Custom link positions
Table of Contents
Custom link positions
Configuration > Custom > Link Positions
The SEO Spider classifies every links position on a page, such as whether it’s in the navigation, content of the page, sidebar or footer for example.
The classification is performed by using each links ‘link path’ (as an XPath) for known semantic substrings and can be seen in the ‘inlinks’ and ‘outlinks’ tabs.
This can help identify ‘inlinks’ to a page that are only from in body content for example, ignoring any links in the main navigation, or footer for better internal link analysis.
If your website uses semantic HTML5 elements (or well-named non-semantic elements, such as div id=”nav”), the SEO Spider will be able to automatically determine different parts of a web page and the links within them.
The default link positions set-up uses the following search terms to classify links.
However, not every website is built in this way, so you’re able to configure the link position classification based upon each sites unique set-up. This allows you to use a substring of the link path of any links, to classify them.
For example, the Screaming Frog website has mobile menu links outside the nav element that are determined to be in ‘content’ links.
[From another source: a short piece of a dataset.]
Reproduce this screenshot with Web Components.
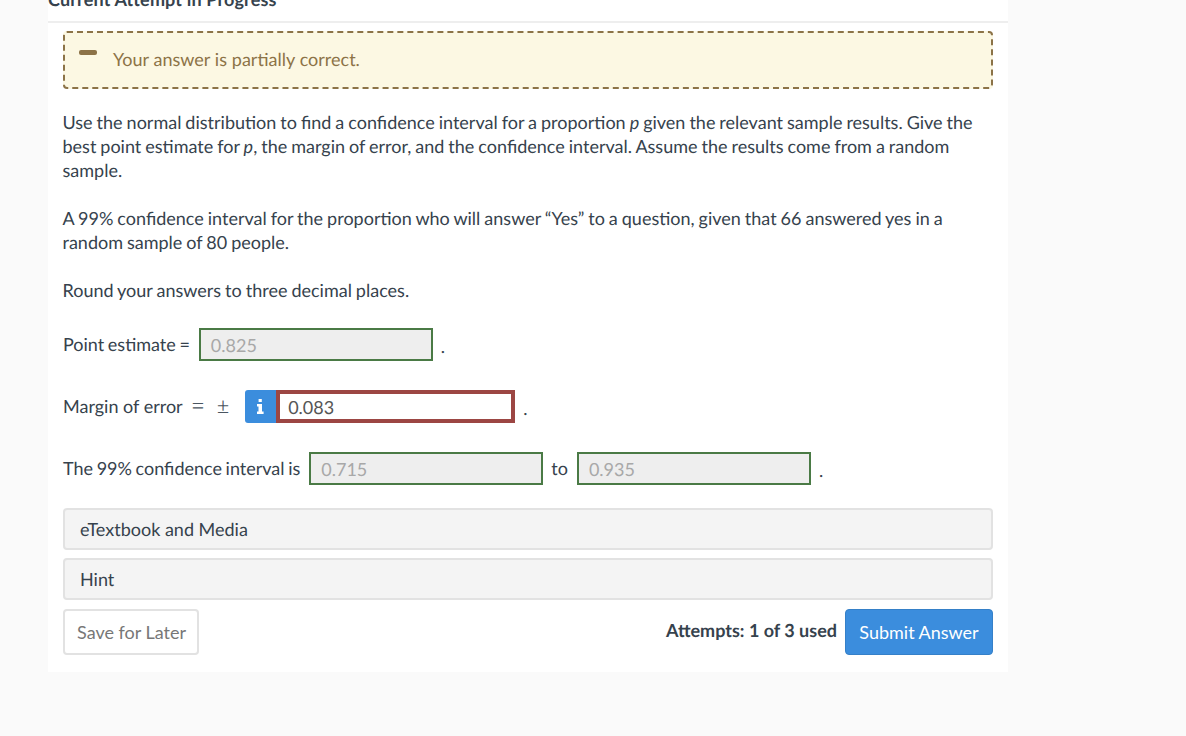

This is incorrect, as they are just an additional site wide navigation on mobile. This is because they are not within a nav element, and are not well named such as having ‘nav’ in their class name. Doh!
The ‘mobile-menu__dropdown’ class name (which is in the link path as shown above) can be used to define its correct link position using the Link Positions feature.
These links will then be correctly attributed as a sitewide navigation link.
The search terms or substrings used for link position classification are based upon order of precedence. As ‘Content’ is set as ‘/’ and will match any Link Path, it should always be at the bottom of the configuration.
So in the above example, the ‘mobile-menu__dropdown’ class name was added and moved above ‘Content’, using the ‘Move Up’ button to take precedence.
You’re able to disable ‘Link Positions’ classification, which means the XPath of each link is not stored and the link position is not determined. This can help save memory and speed up the crawl.